My little brother is eleven. My parents don't have a huge amount to spend on luxury items for him, but he gets a small allowance. He loves games. He will carefully scrimp and save his little allowance to go to the store once a month and buy a game - used, obviously, because he's poorer than the 60 bucks needed - or maybe a Skylander Giant and a normal Skylander. These outings are the things he looks forward to the most. We sidle into gamestop about once a month, when I don't work on a Saturday, with his tiny cheetah wallet brimming with dollar bills and coins, and pour carefully over the selection of games in his price range. We get a good stack of possibles going. We read their summaries, check some reviews, I help explain to him what an RTS is, and he makes a selection. If I can, I'll usually toss a skylander on there out of my own monies, cause there's always a dragon-type we don't already have and when I co-op with him on that silly game cause he pesters me to for hours on end, I like to play dragons.
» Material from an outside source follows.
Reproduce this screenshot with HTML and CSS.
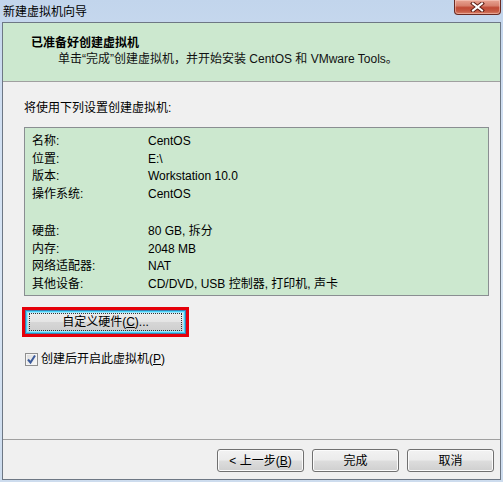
FILE: index.html
```html
<!DOCTYPE html>
<html lang="zh-CN">
<head>
<meta charset="utf-8">
<title>新建虚拟机向导</title>
<link rel="stylesheet" href="styles.css">
</head>
<body>
<div class="window">
  <div class="titlebar">
    <span class="title">新建虚拟机向导</span>
    <div class="close">
      <svg width="17" height="10" viewBox="0 0 17 10">
        <path d="M4 1.5 L13 8.5 M13 1.5 L4 8.5" stroke="#5b1d14" stroke-width="4" stroke-linecap="square"/>
        <path d="M4 1.5 L13 8.5 M13 1.5 L4 8.5" stroke="#ffffff" stroke-width="2" stroke-linecap="square"/>
      </svg>
    </div>
  </div>
  <div class="client">
    <div class="header">
      <div class="h-title">已准备好创建虚拟机</div>
      <div class="h-sub">单击“完成”创建虚拟机，并开始安装 CentOS 和 VMware Tools。</div>
    </div>
    <div class="body">
      <div class="intro">将使用下列设置创建虚拟机:</div>
      <div class="summary">
        <div class="group">
          <div class="row"><span class="k">名称:</span><span class="v">CentOS</span></div>
          <div class="row"><span class="k">位置:</span><span class="v">E:\</span></div>
          <div class="row"><span class="k">版本:</span><span class="v">Workstation 10.0</span></div>
          <div class="row"><span class="k">操作系统:</span><span class="v">CentOS</span></div>
        </div>
        <div class="group">
          <div class="row"><span class="k">硬盘:</span><span class="v">80 GB, 拆分</span></div>
          <div class="row"><span class="k">内存:</span><span class="v">2048 MB</span></div>
          <div class="row"><span class="k">网络适配器:</span><span class="v">NAT</span></div>
          <div class="row"><span class="k">其他设备:</span><span class="v">CD/DVD, USB 控制器, 打印机, 声卡</span></div>
        </div>
      </div>
      <div class="highlight">
        <button class="btn btn-custom"><span class="focus">自定义硬件(<u>C</u>)...</span></button>
      </div>
      <label class="check">
        <span class="box">
          <svg width="11" height="11" viewBox="0 0 11 11"><path d="M2 5.5 L4.5 8.5 L9 1.5" fill="none" stroke="#3b5a9a" stroke-width="2"/></svg>
        </span>
        <span>创建后开启此虚拟机(<u>P</u>)</span>
      </label>
    </div>
    <div class="spacer"></div>
    <div class="footer">
      <button class="btn">&lt; 上一步(<u>B</u>)</button>
      <button class="btn">完成</button>
      <button class="btn">取消</button>
    </div>
  </div>
</div>
</body>
</html>
```
FILE: styles.css
```css
html, body {
  margin: 0;
  padding: 0;
}
body {
  width: 503px;
  height: 482px;
  overflow: hidden;
  font-family: "Liberation Sans", "Noto Sans CJK SC", sans-serif;
  font-size: 12px;
  color: #000;
}
.window {
  width: 503px;
  height: 482px;
  box-sizing: border-box;
  display: flex;
  flex-direction: column;
  background: linear-gradient(180deg, #c2d5ec 0%, #cfdef1 20%, #d9e6f5 60%, #cddcee 100%);
}
.titlebar {
  height: 22px;
  display: flex;
  align-items: flex-start;
  padding-left: 3px;
  padding-right: 2px;
}
.title {
  align-self: center;
  line-height: 16px;
  margin-top: 1px;
}
.close {
  margin-left: auto;
  width: 45px;
  height: 14px;
  border: 1px solid #6a2a22;
  border-top: none;
  border-radius: 0 0 4px 4px;
  background: linear-gradient(180deg, #e8a493 0%, #d7816e 40%, #c04a35 55%, #c65b44 80%, #d9826a 100%);
  box-shadow: inset 0 0 0 1px rgba(255, 220, 210, 0.45);
  display: flex;
  align-items: center;
  justify-content: center;
}
.client {
  flex: 1;
  margin: 0 2px 2px 2px;
  border: 1px solid #6d7784;
  background: #f0f0f0;
  display: flex;
  flex-direction: column;
}
.header {
  background: #cce8cf;
  border-bottom: 1px solid #a0a0a0;
  padding-top: 12px;
  box-sizing: content-box;
  height: 46px;
}
.h-title {
  font-weight: bold;
  line-height: 16px;
  padding-left: 28px;
}
.h-sub {
  line-height: 16px;
  padding-left: 55px;
  color: #111;
}
.body {
  padding: 0 11px 0 21px;
  display: flex;
  flex-direction: column;
}
.intro {
  line-height: 16px;
  margin-top: 18px;
}
.summary {
  margin-top: 11px;
  border: 1px solid #8a8e92;
  background: #cce8cf;
  padding: 5px 0 2px 7px;
  display: flex;
  flex-direction: column;
  gap: 20px;
}
.row {
  display: flex;
  line-height: 17.5px;
  height: 17.5px;
}
.k {
  width: 116px;
}
.highlight {
  margin-top: 11px;
  margin-left: -2px;
  width: 167px;
  height: 30px;
  box-sizing: border-box;
  border: 3px solid #e5000a;
  display: flex;
}
.btn {
  font-family: inherit;
  font-size: 12px;
  color: #000;
  border: 1px solid #707070;
  border-radius: 3px;
  background: linear-gradient(180deg, #f2f2f2 0%, #ebebeb 48%, #dddddd 52%, #cfcfcf 100%);
  box-shadow: inset 0 0 0 1px #fbfbfb;
  padding: 0;
  margin: 0;
  line-height: 16px;
}
.btn-custom {
  flex: 1;
  border: 1px solid #3c7fb1;
  border-radius: 0;
  box-shadow: inset 0 0 0 1px #48d1f6, inset 0 0 0 2px #9de6fb;
  background: linear-gradient(180deg, #eaf6fd 0%, #e2f1fb 10%, #ececec 12%, #e4e4e4 50%, #d6d6d6 52%, #cfcfcf 90%, #9de6fb 92%);
  display: flex;
  align-items: center;
  justify-content: center;
}
.focus {
  display: flex;
  align-items: center;
  justify-content: center;
  width: 151px;
  height: 16px;
  outline: 1px dotted #333;
  outline-offset: 0;
}
.check {
  margin-top: 14px;
  display: flex;
  align-items: center;
  line-height: 16px;
  gap: 3px;
  margin-left: 1px;
}
.box {
  width: 11px;
  height: 11px;
  border: 1px solid #8f8f8f;
  background: linear-gradient(135deg, #dcdcdc, #fafafa);
  box-shadow: inset 0 0 0 1px #f4f4f4;
  display: flex;
  align-items: center;
  justify-content: center;
}
.box svg {
  display: block;
}
.spacer {
  flex: 1;
}
.footer {
  border-top: 1px solid #a0a0a0;
  display: flex;
  justify-content: flex-end;
  gap: 8px;
  padding: 9px 6px 7px 0;
}
.footer .btn {
  width: 87px;
  height: 23px;
}
```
Do not take this from my little brother. Do not take this kind of experience from my friends who support their ailing parents and have a hard time making rent and would like to just knife some people in Assassin's creed now and again and enjoy the view from ridiculously tall towers.
Just don't do it, okay? Don't be an ass. You want more people to pay for your games upfront, find a way to produce them without these ridiculously inflated budgets. Make it so my brother, with his 20-25$ a month allowance, could buy one of your new games, and a candy bar. And then you can try to prevent used game sales, company. Then it might possibly be deemed acceptable.
I mean its not really acceptable but at least my brother could still enjoy his favorite past-time. It'd still be shitty business practice and my god just about the dumbest shit ever, but people who enjoy games and aren't upper-middle-class or above could, you know...enjoy them more. or at least pay you for their enjoyment.